The debate regarding the expansion of nuclear energy capacity has gained new prominence in the face of climate change. In scientific and political scenarios, nuclear energy is often seen as an important element of a future energy system. Against this backdrop, the Climate Talk tried to evaluate the actual contribution of nuclear energy towards greenhouse gas reduction targets. Taking into account existing and emerging alternatives, the experts assessed the future role of nuclear energy in the international climate policy regime.
Three presentations introduced the subject: Mycle Schneider (Consultant on energy and nuclear policy, Paris) provided a detailed overview on the world-wide nuclear energy development trends. Christian Meyer zu Schwabedissen (AREVA NP) presented the Areva's vision for the future, emphasising the contribution of nuclear energy to climate policy goals compared to other power generation technologies. Finally, Dr. Eike Schwarz (formerly Economics Ministry North Rhine-Westphalia) assessed a potential expansion of nuclear capacities with regard to the risk of an atomic accident and remaining uranium reserves.

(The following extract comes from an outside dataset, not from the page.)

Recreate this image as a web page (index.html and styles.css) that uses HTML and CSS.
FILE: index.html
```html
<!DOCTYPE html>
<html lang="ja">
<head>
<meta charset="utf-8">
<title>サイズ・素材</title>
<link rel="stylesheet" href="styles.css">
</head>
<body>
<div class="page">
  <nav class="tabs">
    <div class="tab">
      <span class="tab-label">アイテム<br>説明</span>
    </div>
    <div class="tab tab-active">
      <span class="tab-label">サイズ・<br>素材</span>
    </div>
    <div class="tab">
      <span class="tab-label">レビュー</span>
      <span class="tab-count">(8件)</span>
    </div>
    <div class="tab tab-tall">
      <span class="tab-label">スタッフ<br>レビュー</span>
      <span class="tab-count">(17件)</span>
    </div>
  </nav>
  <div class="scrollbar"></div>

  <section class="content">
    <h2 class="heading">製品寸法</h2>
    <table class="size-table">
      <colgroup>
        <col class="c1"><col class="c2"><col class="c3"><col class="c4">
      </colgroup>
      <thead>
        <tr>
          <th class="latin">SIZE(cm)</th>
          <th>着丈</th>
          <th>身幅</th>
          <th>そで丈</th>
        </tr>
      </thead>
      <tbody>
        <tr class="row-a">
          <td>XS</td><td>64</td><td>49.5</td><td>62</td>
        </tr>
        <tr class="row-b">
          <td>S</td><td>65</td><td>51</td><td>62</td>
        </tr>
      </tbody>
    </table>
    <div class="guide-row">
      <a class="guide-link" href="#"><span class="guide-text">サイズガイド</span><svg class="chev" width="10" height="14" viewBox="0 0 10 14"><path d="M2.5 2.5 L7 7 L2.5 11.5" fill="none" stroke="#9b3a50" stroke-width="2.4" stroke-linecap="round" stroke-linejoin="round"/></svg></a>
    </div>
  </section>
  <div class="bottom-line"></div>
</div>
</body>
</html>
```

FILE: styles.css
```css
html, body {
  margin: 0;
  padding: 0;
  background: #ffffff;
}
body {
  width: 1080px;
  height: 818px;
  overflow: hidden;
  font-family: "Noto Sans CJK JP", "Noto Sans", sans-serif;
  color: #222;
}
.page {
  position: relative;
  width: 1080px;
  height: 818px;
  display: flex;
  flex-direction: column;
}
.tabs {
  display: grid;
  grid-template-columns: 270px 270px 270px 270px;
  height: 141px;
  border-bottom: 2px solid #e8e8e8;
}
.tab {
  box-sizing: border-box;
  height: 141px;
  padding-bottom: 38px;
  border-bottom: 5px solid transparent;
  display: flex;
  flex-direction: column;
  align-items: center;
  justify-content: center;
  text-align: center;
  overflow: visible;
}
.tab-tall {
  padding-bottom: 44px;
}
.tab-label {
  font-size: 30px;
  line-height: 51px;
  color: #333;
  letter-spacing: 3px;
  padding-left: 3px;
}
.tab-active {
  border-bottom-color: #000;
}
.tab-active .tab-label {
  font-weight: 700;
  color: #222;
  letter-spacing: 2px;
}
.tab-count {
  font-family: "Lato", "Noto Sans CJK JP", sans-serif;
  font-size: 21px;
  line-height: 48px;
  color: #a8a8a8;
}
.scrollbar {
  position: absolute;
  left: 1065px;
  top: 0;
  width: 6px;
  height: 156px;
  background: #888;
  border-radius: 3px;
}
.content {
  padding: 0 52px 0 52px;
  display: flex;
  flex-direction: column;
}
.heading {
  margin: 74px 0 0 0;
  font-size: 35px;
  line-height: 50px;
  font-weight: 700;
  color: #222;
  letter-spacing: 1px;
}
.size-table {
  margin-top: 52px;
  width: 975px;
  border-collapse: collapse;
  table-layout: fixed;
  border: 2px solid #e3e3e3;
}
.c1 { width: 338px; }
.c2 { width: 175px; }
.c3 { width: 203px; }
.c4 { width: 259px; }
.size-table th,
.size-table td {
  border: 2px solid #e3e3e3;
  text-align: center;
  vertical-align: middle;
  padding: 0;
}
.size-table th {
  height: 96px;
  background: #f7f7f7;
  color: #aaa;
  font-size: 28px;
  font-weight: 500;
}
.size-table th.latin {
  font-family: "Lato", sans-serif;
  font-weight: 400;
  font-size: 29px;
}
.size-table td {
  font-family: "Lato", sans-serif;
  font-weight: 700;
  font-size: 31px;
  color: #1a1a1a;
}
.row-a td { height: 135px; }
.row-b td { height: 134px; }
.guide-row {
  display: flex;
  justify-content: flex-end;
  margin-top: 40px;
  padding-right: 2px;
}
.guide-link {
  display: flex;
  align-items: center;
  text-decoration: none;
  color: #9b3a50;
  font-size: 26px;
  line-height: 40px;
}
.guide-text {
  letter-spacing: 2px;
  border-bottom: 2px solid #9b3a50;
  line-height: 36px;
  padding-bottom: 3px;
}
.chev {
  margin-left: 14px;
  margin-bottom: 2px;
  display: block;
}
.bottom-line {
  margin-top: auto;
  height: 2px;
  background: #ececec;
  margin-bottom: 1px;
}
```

In a lively debate, participants agreed that nuclear technology would be able to contribute to climate protection judging from a purely technical point of view. Its contribution would, however, depend on governments' willingness to establish the necessary political and economic framework. Opinions diverged on the question if such a promotion policy would also be desirable taken into consideration economic, social and security aspects. Several participants highlighted the risk of major accidents, which is the reason for many people's fear of nuclear energy. Concern was also expressed about nuclear proliferation since the forecasts show that most additional capacity will have to be built in developing countries.
On the other hand, participants underscored the importance of economics when judging the value of nuclear energy compared to other low-carbon alternatives. The stringency of future CO2 reduction targets will be of great importance as a higher price for carbon credits would substantially increase the cost-effectiveness of all low-carbon technologies, including nuclear. Participants concluded that different countries are likely to choose different approaches in the future. As a result, it will be difficult for the EU to agree on a common position and even more so for the UN.
The animated discussion was continued at a nearby location, where these and other issues were followed up in an informal setting.